Yeah, that’s basically the movie right there. You just saved almost 1.5 hours!

rating from outer space:

Equinox aka The Beast (1970)

written and directed by jack woods
tonylyn productions, inc.

Of the many mysteries this inspired flick presents, perhaps none is more pressing than why in hell it’s called “Equinox.” A scatterbrained adventure of sorts, it unfolds as a long and involved tale of why a guy named Dave now resides in a sanitarium. Seems Dave, his friend Jim, Jim’s girlfriend and Dave’s blind date all went out looking for a certain Dr. Waterman, only to encounter all manner of bizarre things. These include a crazy old man living in a cave; a strange forest ranger who calls himself “Asmodeus”; a disappearing castle; an ancient book of weird incantations and illustrations (which we should find very familiar); a passage to a different realm; a Kong knockoff; another giant creature; what may be intended to be The Devil himself; and lots of other fun stuff. The dialogue is of course cardboard flat and the acting no better, but this preposterous affair’s a real throwback pleasure.

why did i watch this movie?

I found it on YouTube quite by accident, and a brief inquiry made it a must-see.
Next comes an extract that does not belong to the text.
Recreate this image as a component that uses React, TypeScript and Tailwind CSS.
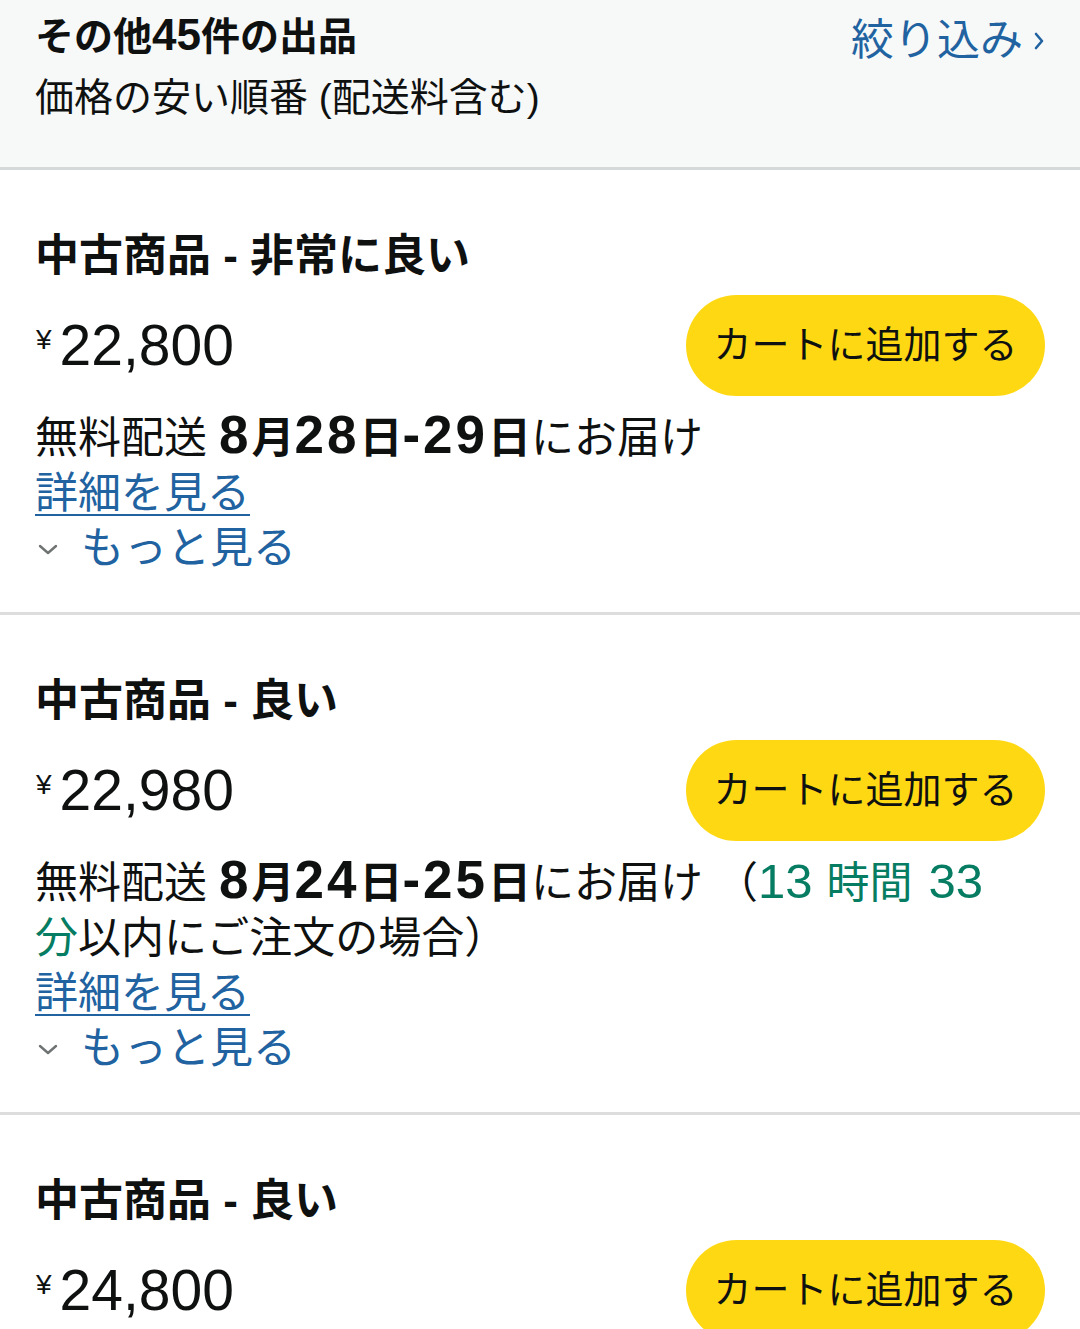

should you watch this movie?

They quite literally do not make pics like this anymore, such as that cannot even be called “B” movies, and its independence alone is appealing.

 

highlight and low point

As hinted above, it seems fairly obvious that Sam Raimi and crew must have seen this film at some point before they made The Evil Dead, just as it’s obvious that Jack Woods et al. were familiar with works such as, oh, I don’t know, Earth vs. The Flying Saucers. For trivia fans, Jim is portrayed by the future Herb Tarlek, and co-producer/writer/director Dennis Muren would eventually work on blockbusters such as E.T.